Vivimos en tiempos convulsos y en un marco que acepta como dogma incuestionable el relativismo, por paradójico que pudiera parecer. Pero, a pesar de que todo apunta a que los agoreros tienen razón, existen motivos para la esperanza. En este sentido, el debate en torno a la posverdad, más allá de los resultados a los que dé lugar, revela que solo a duras penas la cultura política puede renunciar a la verdad, poniendo a las claras, como nunca, las consecuencias que tiene arriesgarse a hacerlo.
Siendo rigurosos, la posverdad no es nada nuevo. Poniéndonos pejigueros en términos históricos, podríamos decir que es una variante conocida de la sofística. Y gracias a Platón sabemos los dramáticos corolarios que puede tener la manipulación cuando se lleva al extremo y se emplea para finiquitar el disenso. Sin embargo, la posverdad consiste en dar una vuelta de tuerca más a la manipulación y la distorsión ideológica, aprovechándose de la susceptibilidad emocional y de todos los potentes recursos que pone a nuestro alcance la tecnología.

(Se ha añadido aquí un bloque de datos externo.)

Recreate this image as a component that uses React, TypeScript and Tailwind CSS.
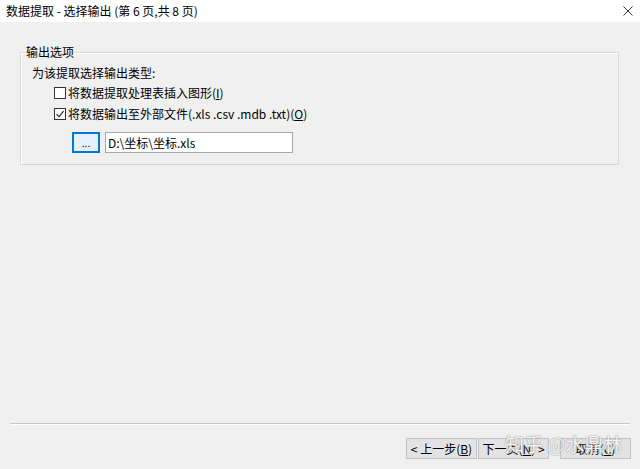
import React from 'react';

const font = { fontFamily: '"Noto Sans CJK SC", "Microsoft YaHei", sans-serif' };

const Checkbox: React.FC<{ checked?: boolean }> = ({ checked }) => (
  <span className="flex h-[12px] w-[12px] items-center justify-center border border-[#333] bg-white">
    {checked && (
      <svg width="10" height="10" viewBox="0 0 10 10">
        <path d="M1.5 5.2 L4 7.6 L8.6 2.2" fill="none" stroke="#222" strokeWidth="1.1" />
      </svg>
    )}
  </span>
);

const WinButton: React.FC<{ className?: string; children: React.ReactNode }> = ({ className, children }) => (
  <button className={`flex h-[21px] items-center justify-center border border-[#c3c3c3] bg-[#e3e3e3] text-[12px] leading-none text-black ${className ?? ''}`}>
    {children}
  </button>
);

export default function App() {
  return (
    <div className="relative flex h-[469px] w-[640px] flex-col overflow-hidden bg-[#f0f0f0] text-[12px] text-black" style={font}>
      {/* title bar */}
      <div className="flex h-[22px] items-center justify-between bg-white pl-[6px] pr-[7px]">
        <span className="leading-none">数据提取 - 选择输出 (第 6 页,共 8 页)</span>
        <svg width="10" height="10" viewBox="0 0 10 10">
          <path d="M0.5 0.5 L9.5 9.5 M9.5 0.5 L0.5 9.5" stroke="#333" strokeWidth="1" />
        </svg>
      </div>

      {/* group box */}
      <div className="relative ml-[20px] mr-[21px] mt-[30px] border border-[#d9d9d9] pb-[11px] pl-[11px] pt-[12px] shadow-[inset_1px_1px_0_#fff]">
        <span className="absolute -top-[9px] left-[4px] bg-[#f0f0f0] px-[1px] leading-[16px]">输出选项</span>
        <div className="leading-[16px]">为该提取选择输出类型:</div>
        <div className="ml-[22px] mt-[4px] flex h-[16px] items-center gap-[2px]">
          <Checkbox />
          <span className="leading-[16px]">
            将数据提取处理表插入图形(<span className="underline">I</span>)
          </span>
        </div>
        <div className="ml-[22px] mt-[5px] flex h-[16px] items-center gap-[2px]">
          <Checkbox checked />
          <span className="leading-[16px]">
            将数据输出至外部文件(.xls .csv .mdb .txt)(<span className="underline">O</span>)
          </span>
        </div>
        <div className="ml-[40px] mt-[10px] flex items-center gap-[5px]">
          <button className="flex h-[21px] w-[28px] items-end justify-center border-2 border-[#0078d7] bg-[#e5f1fb] pb-[3px] text-[10px] leading-none">
            ...
          </button>
          <div className="flex h-[21px] w-[188px] items-center border border-[#a9a9a9] bg-white pl-[2px] leading-none">
            D:\坐标\坐标.xls
          </div>
        </div>
      </div>

      <div className="flex-1" />

      {/* separator */}
      <div className="mx-[10px] h-[2px] border-b border-t border-b-white border-t-[#c8c8c8]" />

      {/* buttons */}
      <div className="mb-[10px] mt-[13px] flex justify-end pr-[9px]">
        <WinButton className="w-[71px]">
          &lt; 上一步(<span className="underline">B</span>)
        </WinButton>
        <WinButton className="ml-px w-[71px]">
          下一页(<span className="underline">N</span>) &gt;
        </WinButton>
        <WinButton className="ml-[11px] w-[71px]">
          取消(<span className="underline">C</span>)
        </WinButton>
      </div>

      {/* watermark */}
      <div className="pointer-events-none absolute left-[505px] top-[431px] whitespace-nowrap text-[19px] leading-[26px] text-white/90 [text-shadow:0_0_1px_#888,0_0_2px_#aaa]">
        知乎 @水鼎林
      </div>
    </div>
  );
}
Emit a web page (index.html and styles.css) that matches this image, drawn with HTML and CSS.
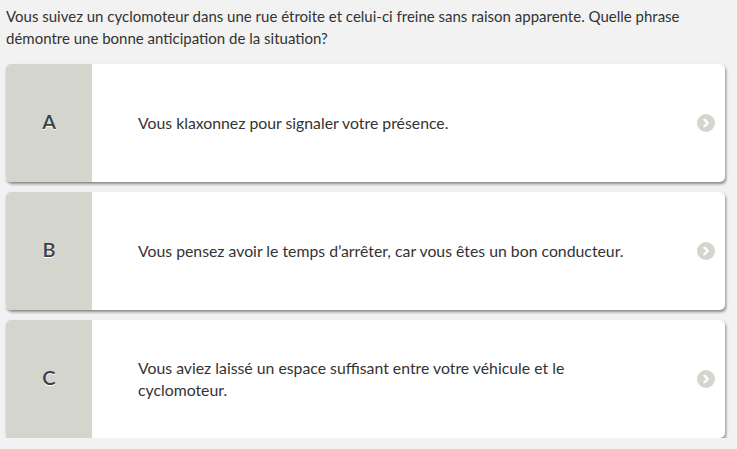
FILE: index.html
```html
<!DOCTYPE html>
<html lang="fr">
<head>
<meta charset="utf-8">
<link rel="stylesheet" href="styles.css">
</head>
<body>
<div class="page">
  <p class="question">Vous suivez un cyclomoteur dans une rue étroite et celui-ci freine sans raison apparente. Quelle phrase démontre une bonne anticipation de la situation?</p>
  <div class="answers">
    <div class="card">
      <div class="letter">A</div>
      <div class="text">Vous klaxonnez pour signaler votre présence.</div>
      <div class="arrow"><svg width="18" height="18" viewBox="0 0 18 18"><circle cx="9" cy="9" r="9" fill="#d4d6cd"/><path d="M7.4 5.6 L10.8 9 L7.4 12.4" fill="none" stroke="#fff" stroke-width="2.3" stroke-linecap="round" stroke-linejoin="round"/></svg></div>
    </div>
    <div class="card">
      <div class="letter">B</div>
      <div class="text">Vous pensez avoir le temps d’arrêter, car vous êtes un bon conducteur.</div>
      <div class="arrow"><svg width="18" height="18" viewBox="0 0 18 18"><circle cx="9" cy="9" r="9" fill="#d4d6cd"/><path d="M7.4 5.6 L10.8 9 L7.4 12.4" fill="none" stroke="#fff" stroke-width="2.3" stroke-linecap="round" stroke-linejoin="round"/></svg></div>
    </div>
    <div class="card">
      <div class="letter">C</div>
      <div class="text">Vous aviez laissé un espace suffisant entre votre véhicule et le cyclomoteur.</div>
      <div class="arrow"><svg width="18" height="18" viewBox="0 0 18 18"><circle cx="9" cy="9" r="9" fill="#d4d6cd"/><path d="M7.4 5.6 L10.8 9 L7.4 12.4" fill="none" stroke="#fff" stroke-width="2.3" stroke-linecap="round" stroke-linejoin="round"/></svg></div>
    </div>
  </div>
</div>
</body>
</html>
```

FILE: styles.css
```css
html, body {
  margin: 0;
  padding: 0;
  background: #f2f2f2;
}
body {
  font-family: Lato, "Open Sans", sans-serif;
  color: #333333;
}
.page {
  padding: 0 12px 0 6px;
}
.question {
  margin: 0;
  padding-top: 5px;
  font-size: 15px;
  line-height: 22px;
}
.answers {
  margin-top: 15px;
  display: flex;
  flex-direction: column;
  gap: 10px;
}
.card {
  display: flex;
  align-items: center;
  height: 118px;
  background: #ffffff;
  border-radius: 5px;
  overflow: hidden;
  box-shadow: 1px 2px 3px rgba(0, 0, 0, 0.45);
}
.letter {
  align-self: stretch;
  width: 86px;
  flex: none;
  background: #d4d6cd;
  display: flex;
  align-items: center;
  justify-content: center;
  padding-bottom: 5px;
  box-sizing: border-box;
  font-size: 20px;
  font-weight: 600;
  color: #3a3e48;
  text-shadow: 0 1px 0 #ffffff;
}
.text {
  flex: 1;
  padding-left: 46px;
  max-width: 500px;
  font-size: 15.8px;
  line-height: 22px;
  padding-bottom: 1px;
}
.arrow {
  margin-left: auto;
  margin-right: 10px;
  width: 18px;
  height: 18px;
  display: flex;
}
```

Algunas formas de atajar la posverdad son demasiado excesivas y amenazan la libertad de expresión. Si dejamos en manos de las tecnológicas el poder de decidir quién entra y qué se puede decir en la esfera pública virtual les estamos erigiendo en nuevos soberanos. Es la ley la que debe arbitrar todo ello, pero lo importante es desterrar con urgencia la auténtica maleza de la posverdad: la indiferencia pública hacia lo que es verdadero.

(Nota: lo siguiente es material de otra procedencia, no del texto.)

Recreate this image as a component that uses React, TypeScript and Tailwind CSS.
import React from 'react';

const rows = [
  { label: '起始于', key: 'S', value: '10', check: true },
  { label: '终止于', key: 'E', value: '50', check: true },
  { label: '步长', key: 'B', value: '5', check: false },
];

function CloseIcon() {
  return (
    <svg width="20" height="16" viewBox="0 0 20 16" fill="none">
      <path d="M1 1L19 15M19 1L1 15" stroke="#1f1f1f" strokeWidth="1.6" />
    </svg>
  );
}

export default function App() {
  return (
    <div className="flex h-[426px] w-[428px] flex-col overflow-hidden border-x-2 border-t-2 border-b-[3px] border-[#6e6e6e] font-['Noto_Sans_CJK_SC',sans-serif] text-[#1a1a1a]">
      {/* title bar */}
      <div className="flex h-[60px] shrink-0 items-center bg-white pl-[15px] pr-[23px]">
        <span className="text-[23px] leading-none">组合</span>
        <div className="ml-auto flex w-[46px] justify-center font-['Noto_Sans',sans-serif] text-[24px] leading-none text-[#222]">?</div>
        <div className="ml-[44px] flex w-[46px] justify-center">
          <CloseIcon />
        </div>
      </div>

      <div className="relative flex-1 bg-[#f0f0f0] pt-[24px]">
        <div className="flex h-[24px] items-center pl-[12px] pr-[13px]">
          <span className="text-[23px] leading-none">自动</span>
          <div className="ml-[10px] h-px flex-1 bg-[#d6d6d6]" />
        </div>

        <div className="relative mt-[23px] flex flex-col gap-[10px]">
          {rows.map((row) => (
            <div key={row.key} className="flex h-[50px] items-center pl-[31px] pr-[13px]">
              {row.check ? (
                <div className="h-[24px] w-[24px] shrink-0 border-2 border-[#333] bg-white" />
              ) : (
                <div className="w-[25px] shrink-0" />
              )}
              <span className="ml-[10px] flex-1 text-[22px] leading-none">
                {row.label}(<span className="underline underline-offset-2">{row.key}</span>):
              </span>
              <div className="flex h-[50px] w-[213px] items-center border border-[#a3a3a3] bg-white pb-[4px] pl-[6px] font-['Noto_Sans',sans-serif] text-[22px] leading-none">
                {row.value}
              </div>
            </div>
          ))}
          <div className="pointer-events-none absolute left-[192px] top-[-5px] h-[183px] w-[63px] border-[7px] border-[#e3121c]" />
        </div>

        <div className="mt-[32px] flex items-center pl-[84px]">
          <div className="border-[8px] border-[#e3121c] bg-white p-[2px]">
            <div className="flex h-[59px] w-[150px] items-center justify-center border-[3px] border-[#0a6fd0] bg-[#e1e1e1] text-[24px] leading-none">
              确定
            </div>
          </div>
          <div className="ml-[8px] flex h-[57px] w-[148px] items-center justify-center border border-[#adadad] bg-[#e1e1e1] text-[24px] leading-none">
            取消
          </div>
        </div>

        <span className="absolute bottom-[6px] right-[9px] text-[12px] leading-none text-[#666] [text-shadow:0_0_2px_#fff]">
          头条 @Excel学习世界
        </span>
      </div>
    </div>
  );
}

Es lo que intenta en este libro Rafael Gómez Pérez, que explora, con actitud de espeleólogo, las diversas dimensiones de la verdad, reflexionando sobre su sentido filosófico. Se enfrenta a la idea de que la verdad es una copia de la realidad -lo que se llama representacionismo-, con el fin de recuperar su significado primigenio: en la verdad, explica, la inteligencia se conforma y se identifica con el objeto que conoce.

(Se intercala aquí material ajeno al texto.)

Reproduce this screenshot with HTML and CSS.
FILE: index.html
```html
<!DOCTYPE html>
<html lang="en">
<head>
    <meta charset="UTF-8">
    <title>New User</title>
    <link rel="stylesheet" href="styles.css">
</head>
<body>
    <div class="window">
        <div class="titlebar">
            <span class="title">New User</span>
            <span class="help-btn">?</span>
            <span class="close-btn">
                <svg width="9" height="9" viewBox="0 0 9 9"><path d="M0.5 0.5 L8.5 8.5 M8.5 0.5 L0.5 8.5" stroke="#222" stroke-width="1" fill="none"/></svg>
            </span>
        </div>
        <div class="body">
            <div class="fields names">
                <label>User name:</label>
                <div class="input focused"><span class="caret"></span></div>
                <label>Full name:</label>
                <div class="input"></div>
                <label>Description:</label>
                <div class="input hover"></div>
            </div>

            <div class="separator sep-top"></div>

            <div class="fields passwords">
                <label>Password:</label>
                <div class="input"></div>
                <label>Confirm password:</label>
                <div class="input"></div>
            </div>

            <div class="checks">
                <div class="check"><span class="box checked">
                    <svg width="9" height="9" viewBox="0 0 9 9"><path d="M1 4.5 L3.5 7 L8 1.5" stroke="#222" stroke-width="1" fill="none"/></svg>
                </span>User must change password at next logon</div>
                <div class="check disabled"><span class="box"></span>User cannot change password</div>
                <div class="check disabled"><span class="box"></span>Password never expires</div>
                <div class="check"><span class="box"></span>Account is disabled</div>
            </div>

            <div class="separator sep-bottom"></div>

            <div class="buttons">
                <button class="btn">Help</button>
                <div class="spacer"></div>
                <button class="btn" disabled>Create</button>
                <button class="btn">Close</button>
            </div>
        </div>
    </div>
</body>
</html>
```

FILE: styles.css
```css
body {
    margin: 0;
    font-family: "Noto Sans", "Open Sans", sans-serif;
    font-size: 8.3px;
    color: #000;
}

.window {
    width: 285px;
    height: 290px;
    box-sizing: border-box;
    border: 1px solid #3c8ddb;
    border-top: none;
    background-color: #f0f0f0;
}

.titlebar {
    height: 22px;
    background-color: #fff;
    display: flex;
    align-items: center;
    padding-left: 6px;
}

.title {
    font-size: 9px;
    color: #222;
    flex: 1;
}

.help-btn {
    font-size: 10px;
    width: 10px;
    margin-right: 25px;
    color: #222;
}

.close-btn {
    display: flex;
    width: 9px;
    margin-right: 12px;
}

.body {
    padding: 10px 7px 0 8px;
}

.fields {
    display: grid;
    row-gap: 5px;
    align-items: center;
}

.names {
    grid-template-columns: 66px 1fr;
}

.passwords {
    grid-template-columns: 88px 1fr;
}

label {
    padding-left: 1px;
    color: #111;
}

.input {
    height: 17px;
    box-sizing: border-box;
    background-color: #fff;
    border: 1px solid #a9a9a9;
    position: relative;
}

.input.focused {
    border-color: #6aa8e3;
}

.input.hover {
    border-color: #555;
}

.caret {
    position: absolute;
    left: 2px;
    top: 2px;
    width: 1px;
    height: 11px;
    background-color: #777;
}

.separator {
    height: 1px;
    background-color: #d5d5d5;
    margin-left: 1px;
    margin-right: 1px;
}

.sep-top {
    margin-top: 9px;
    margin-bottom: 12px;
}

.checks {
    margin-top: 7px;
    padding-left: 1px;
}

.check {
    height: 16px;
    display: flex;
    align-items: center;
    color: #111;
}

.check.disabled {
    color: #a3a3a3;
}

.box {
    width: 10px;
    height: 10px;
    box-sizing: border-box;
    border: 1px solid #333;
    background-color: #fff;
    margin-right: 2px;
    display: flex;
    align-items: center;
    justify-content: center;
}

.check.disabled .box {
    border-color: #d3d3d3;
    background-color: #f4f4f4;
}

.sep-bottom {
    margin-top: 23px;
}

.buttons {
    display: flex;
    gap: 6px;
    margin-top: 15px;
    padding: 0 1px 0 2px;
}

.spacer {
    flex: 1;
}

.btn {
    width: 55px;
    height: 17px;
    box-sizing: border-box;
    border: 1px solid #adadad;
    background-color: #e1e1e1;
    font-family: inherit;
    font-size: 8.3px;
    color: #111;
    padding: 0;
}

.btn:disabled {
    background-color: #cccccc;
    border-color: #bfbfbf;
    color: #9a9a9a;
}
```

A partir de la exposición de las ideas aristotélicas y tomistas, y confrontando las mismas con las de aquellos quienes devalúan el valor de la verdad, como los posmodernos, el libro intenta ofrecer una solución al problema que explica la irrupción del relativismo y, por consiguiente, de la posverdad. Me refiero a la necesidad de conciliar la existencia de la verdad con la condición histórica, temporal y contingente del hombre. Es evidente que también, desde este punto de vista, la verdad es histórica, pero no en el sentido de que sea relativa o contextual, y mucho menos un constructo artificial, sino en la medida en que es inabarcable para la mente finita del ser humano. Este nunca alcanzará a conocer completamente la profundidad de la real. Eso no tiene por qué llevar a decir que la verdad no existe; lo que debería es conminarnos a reconocer que la realidad es inagotable.
El libro es profundo, está muy bien escrito y es muy riguroso. Puede ser un revulsivo muy eficaz para enfrentarse al desinterés contemporáneo por lo que es verdad y ofrecer al lector argumentos que le permitan defender su papel en la esfera pública, además de mostrar la necesidad que tiene el hombre de comprometerse con ella.